** START **

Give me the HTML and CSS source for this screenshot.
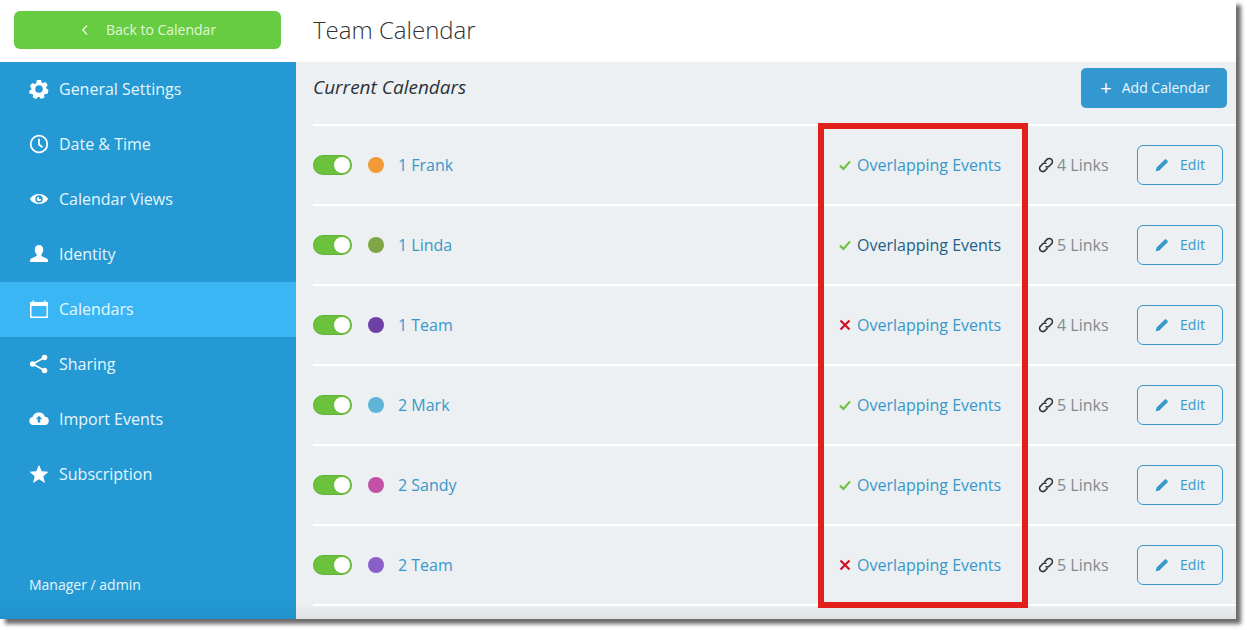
FILE: index.html
```html
<!DOCTYPE html>
<html lang="en">
<head>
    <meta charset="UTF-8">
    <title>Team Calendar</title>
    <link rel="stylesheet" href="styles.css">
</head>
<body>
    <svg class="defs" width="0" height="0">
        <symbol id="i-check" viewBox="0 0 12 12"><path d="M1 6.6 4.4 10 11 2.4" fill="none" stroke="currentColor" stroke-width="2.2"/></symbol>
        <symbol id="i-cross" viewBox="0 0 12 12"><path d="M1.5 1.5 10.5 10.5M10.5 1.5 1.5 10.5" fill="none" stroke="currentColor" stroke-width="2.2"/></symbol>
        <symbol id="i-link" viewBox="1 1 14 14"><g fill="none" stroke="currentColor" stroke-width="1.3"><path d="M6.6 5.4 8.9 3.1a2.7 2.7 0 0 1 3.9 0 2.7 2.7 0 0 1 0 3.9L11 8.9a2.7 2.7 0 0 1-3.4.3"/><path d="M9.4 10.6 7.1 12.9a2.7 2.7 0 0 1-3.9 0 2.7 2.7 0 0 1 0-3.9L5 7.1a2.7 2.7 0 0 1 3.4-.3"/></g></symbol>
        <symbol id="i-pencil" viewBox="0 0 14 14"><path d="M.8 13.2 1.6 9.6 9.8 1.4a1 1 0 0 1 1.4 0l1.4 1.4a1 1 0 0 1 0 1.4L4.4 12.4Z" fill="currentColor"/></symbol>
    </svg>

    <div class="window">
        <aside class="sidebar">
            <div class="back-wrap">
                <a class="back-btn">
                    <svg class="back-icon" viewBox="0 0 8 12"><path d="M6 1.5 1.8 6 6 10.5" fill="none" stroke="currentColor" stroke-width="1.5"/></svg>
                    Back to Calendar
                </a>
            </div>
            <nav class="menu">
                <a class="menu-item">
                    <svg class="menu-icon" viewBox="0 0 20 20"><path fill-rule="evenodd" fill="currentColor" d="M8 1h4l.6 2.5 1.4.6 2.3-1.2 2.5 3-1.600 2 .2 1.600 2.100 1.400-.9 3.800-2.600.2-1 1.200.5 2.500-3.600 1.400-1.500-2.100h-1.600l-1.500 2.100-3.600-1.400.5-2.500-1-1.200-2.600-.2L.1 11.900l2.100-1.400.2-1.600-1.600-2 2.500-3L5.600 5.100 7 4.500ZM10 6.200a3.800 3.800 0 1 0 0 7.600 3.800 3.800 0 0 0 0-7.600Z"/></svg>
                    General Settings
                </a>
                <a class="menu-item">
                    <svg class="menu-icon" viewBox="0 0 20 20"><circle cx="10" cy="10" r="8.300" fill="none" stroke="currentColor" stroke-width="1.800"/><path d="M10 4.800V10.500L13.600 13.400" fill="none" stroke="currentColor" stroke-width="1.800"/></svg>
                    Date &amp; Time
                </a>
                <a class="menu-item">
                    <svg class="menu-icon" viewBox="0 0 20 20"><path fill-rule="evenodd" fill="currentColor" d="M.8 10C3 6.500 6.300 4.900 10 4.900s7 1.600 9.200 5.100C17 13.500 13.700 15.100 10 15.100S3 13.500.8 10ZM10 6.300a3.700 3.700 0 1 0 0 7.400 3.700 3.700 0 0 0 0-7.400Z"/><path fill="currentColor" d="M10 7.800a2.200 2.200 0 1 0 2.200 2.200H10Z"/></svg>
                    Calendar Views
                </a>
                <a class="menu-item">
                    <svg class="menu-icon" viewBox="0 0 20 20"><path fill="currentColor" d="M10 1c2.700 0 4.200 2 4.200 4.600 0 2-.8 3.800-1.900 4.800-.3.900.1 1.600 1.100 2.100 2 .9 5 1.700 5.600 3.500V18H1v-2c.6-1.800 3.600-2.600 5.600-3.500 1-.5 1.400-1.200 1.100-2.100-1.100-1-1.900-2.800-1.900-4.800C5.800 3 7.300 1 10 1Z"/></svg>
                    Identity
                </a>
                <a class="menu-item active">
                    <svg class="menu-icon" viewBox="0 0 20 20"><path fill-rule="evenodd" fill="currentColor" d="M1 3H3.500V1.500H5V3H15V1.500H16.500V3H19V19H1ZM2.500 7V17.500H17.500V7Z"/></svg>
                    Calendars
                </a>
                <a class="menu-item">
                    <svg class="menu-icon" viewBox="0 0 20 20"><g fill="currentColor"><circle cx="15.500" cy="3.500" r="2.800"/><circle cx="3.700" cy="10" r="2.800"/><circle cx="15.500" cy="16.500" r="2.800"/></g><path d="M15.500 3.500 3.700 10 15.500 16.500" fill="none" stroke="currentColor" stroke-width="1.600"/></svg>
                    Sharing
                </a>
                <a class="menu-item">
                    <svg class="menu-icon" viewBox="0 0 20 20"><path fill-rule="evenodd" fill="currentColor" d="M4.500 16a4 4 0 0 1-1-7.900A6.700 6.700 0 0 1 10 3.500a6 6 0 0 1 5.800 4.300A4.100 4.100 0 0 1 15.500 16ZM10 6.800 6.700 10.300H8.800V13.500H11.200V10.300H13.300Z"/></svg>
                    Import Events
                </a>
                <a class="menu-item">
                    <svg class="menu-icon" viewBox="0 0 20 20"><path fill="currentColor" d="M10 .8 12.700 7.200 19.500 7.700 14.300 12.200 16 19 10 15.300 4 19 5.700 12.200.5 7.700 7.300 7.200Z"/></svg>
                    Subscription
                </a>
            </nav>
            <div class="user">Manager / admin</div>
        </aside>

        <main class="main">
            <header class="topbar"><h1>Team Calendar</h1></header>
            <section class="content">
                <div class="content-head">
                    <h2>Current Calendars</h2>
                    <a class="add-btn"><span class="plus">+</span>Add Calendar</a>
                </div>
                <div class="list">
                    <div class="row">
                        <span class="toggle"></span>
                        <span class="dot dot-frank"></span>
                        <a class="name">1 Frank</a>
                        <span class="overlap"><svg class="mark yes"><use href="#i-check"/></svg><a>Overlapping Events</a></span>
                        <span class="links"><svg class="link-icon"><use href="#i-link"/></svg>4 Links</span>
                        <a class="edit-btn"><svg class="pencil"><use href="#i-pencil"/></svg><span class="edit-label">Edit</span></a>
                    </div>
                    <div class="row">
                        <span class="toggle"></span>
                        <span class="dot dot-linda"></span>
                        <a class="name">1 Linda</a>
                        <span class="overlap hover"><svg class="mark yes"><use href="#i-check"/></svg><a>Overlapping Events</a></span>
                        <span class="links"><svg class="link-icon"><use href="#i-link"/></svg>5 Links</span>
                        <a class="edit-btn"><svg class="pencil"><use href="#i-pencil"/></svg><span class="edit-label">Edit</span></a>
                    </div>
                    <div class="row">
                        <span class="toggle"></span>
                        <span class="dot dot-team1"></span>
                        <a class="name">1 Team</a>
                        <span class="overlap"><svg class="mark no"><use href="#i-cross"/></svg><a>Overlapping Events</a></span>
                        <span class="links"><svg class="link-icon"><use href="#i-link"/></svg>4 Links</span>
                        <a class="edit-btn"><svg class="pencil"><use href="#i-pencil"/></svg><span class="edit-label">Edit</span></a>
                    </div>
                    <div class="row">
                        <span class="toggle"></span>
                        <span class="dot dot-mark"></span>
                        <a class="name">2 Mark</a>
                        <span class="overlap"><svg class="mark yes"><use href="#i-check"/></svg><a>Overlapping Events</a></span>
                        <span class="links"><svg class="link-icon"><use href="#i-link"/></svg>5 Links</span>
                        <a class="edit-btn"><svg class="pencil"><use href="#i-pencil"/></svg><span class="edit-label">Edit</span></a>
                    </div>
                    <div class="row">
                        <span class="toggle"></span>
                        <span class="dot dot-sandy"></span>
                        <a class="name">2 Sandy</a>
                        <span class="overlap"><svg class="mark yes"><use href="#i-check"/></svg><a>Overlapping Events</a></span>
                        <span class="links"><svg class="link-icon"><use href="#i-link"/></svg>5 Links</span>
                        <a class="edit-btn"><svg class="pencil"><use href="#i-pencil"/></svg><span class="edit-label">Edit</span></a>
                    </div>
                    <div class="row">
                        <span class="toggle"></span>
                        <span class="dot dot-team2"></span>
                        <a class="name">2 Team</a>
                        <span class="overlap"><svg class="mark no"><use href="#i-cross"/></svg><a>Overlapping Events</a></span>
                        <span class="links"><svg class="link-icon"><use href="#i-link"/></svg>5 Links</span>
                        <a class="edit-btn"><svg class="pencil"><use href="#i-pencil"/></svg><span class="edit-label">Edit</span></a>
                    </div>
                </div>
            </section>
        </main>

        <div class="callout"></div>
    </div>
</body>
</html>
```

FILE: styles.css
```css
* {
    box-sizing: border-box;
}
body {
    margin: 0;
    height: 630px;
    overflow: hidden;
    background-color: #fff;
    font-family: "Open Sans", "Liberation Sans", sans-serif;
}
.defs {
    position: absolute;
}
.window {
    position: relative;
    display: flex;
    width: 1236px;
    height: 619px;
    box-shadow: 5px 5px 4px rgba(50, 50, 50, 0.72);
}

/* sidebar */
.sidebar {
    display: flex;
    flex-direction: column;
    width: 296px;
    background: linear-gradient(#2499d3 96%, #2093cc);
    color: #e6f6fd;
}
.back-wrap {
    height: 62px;
    padding: 11px 15px 0 14px;
    background-color: #fff;
}
.back-btn {
    display: flex;
    align-items: center;
    justify-content: center;
    height: 38px;
    padding: 0 0 2px 2px;
    border-radius: 6px;
    background-color: #66cc41;
    color: #e2f7d6;
    font-size: 14px;
}
.back-icon {
    width: 8px;
    height: 12px;
    margin: 2px 17px 0 0;
}
.menu {
    flex: 1;
}
.menu-item {
    display: flex;
    align-items: center;
    height: 55px;
    padding: 0 0 2px 29px;
    font-size: 16px;
}
.menu-item.active {
    background-color: #3bb6f5;
}
.menu-icon {
    width: 20px;
    height: 20px;
    margin-right: 10px;
    color: #fff;
}
.user {
    height: 69px;
    padding: 25px 0 0 29px;
    font-size: 14px;
}

/* main */
.main {
    flex: 1;
    display: flex;
    flex-direction: column;
}
.topbar {
    height: 62px;
    padding: 0 0 0 17px;
    background-color: #fff;
}
h1 {
    margin: 0;
    font-size: 24px;
    font-weight: 300;
    line-height: 59px;
    color: #333;
}
.content {
    flex: 1;
    padding-left: 17px;
    background: linear-gradient(#ecf0f2 97%, #e0e3e5);
}
.content-head {
    display: flex;
    justify-content: space-between;
    height: 62px;
    padding: 6px 9px 0 0;
}
h2 {
    margin: 0;
    font-size: 19px;
    font-weight: 400;
    font-style: italic;
    line-height: 38px;
    color: #2b3238;
}
.add-btn {
    display: flex;
    align-items: center;
    height: 40px;
    padding: 0 17px 2px 19px;
    border-radius: 5px;
    background-color: #3498d0;
    color: #eaf6fc;
    font-size: 14px;
}
.plus {
    margin: 2px 10px 0 0;
    color: #fff;
    font-size: 20px;
    line-height: 1;
}
.list {
    border-top: 2px solid #fff;
}
.row {
    display: flex;
    align-items: center;
    height: 80px;
    padding-right: 13px;
    border-bottom: 2px solid #fff;
}
.toggle {
    position: relative;
    width: 39px;
    height: 20px;
    border-radius: 10px;
    background-color: #6cc13d;
    box-shadow: inset 0 0 0 1px rgba(70, 120, 40, 0.2);
}
.toggle::after {
    content: "";
    position: absolute;
    top: 2px;
    right: 2px;
    width: 16px;
    height: 16px;
    border-radius: 50%;
    background-color: #fff;
}
.dot {
    width: 16px;
    height: 16px;
    margin: 0 14px 0 16px;
    border-radius: 50%;
}
.dot-frank { background-color: #f09b37; }
.dot-linda { background-color: #7fa646; }
.dot-team1 { background-color: #6f3fa8; }
.dot-mark { background-color: #5fb4d8; }
.dot-sandy { background-color: #c250a4; }
.dot-team2 { background-color: #8a60c8; }
.name {
    flex: 1;
    font-size: 16px;
    color: #3a97c9;
}
.overlap {
    display: flex;
    align-items: center;
    width: 199px;
    font-size: 16px;
    color: #3a97c9;
}
.overlap.hover {
    color: #245f85;
}
.mark {
    width: 12px;
    height: 12px;
    margin-right: 6px;
}
.mark.yes { color: #6cc13d; }
.mark.no { color: #d0112b; }
.links {
    display: flex;
    align-items: center;
    width: 99px;
    font-size: 16px;
    color: #858a8d;
}
.link-icon {
    width: 16px;
    height: 16px;
    margin-right: 3px;
    color: #2b3238;
}
.edit-btn {
    display: flex;
    align-items: center;
    justify-content: center;
    width: 86px;
    height: 40px;
    border: 1px solid #3a97c9;
    border-radius: 6px;
    color: #3a97c9;
    font-size: 14px;
}
.edit-label {
    margin-top: -2px;
}
.pencil {
    width: 14px;
    height: 14px;
    margin-right: 11px;
}

/* annotation drawn over the screenshot */
.callout {
    position: absolute;
    left: 818px;
    top: 123px;
    width: 210px;
    height: 485px;
    border: 6px solid #e1201c;
}
```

** END **

> _Exercise_
How many of the lines above contain the string "screenshot"? Give the number only.

> _Answer for the task_
2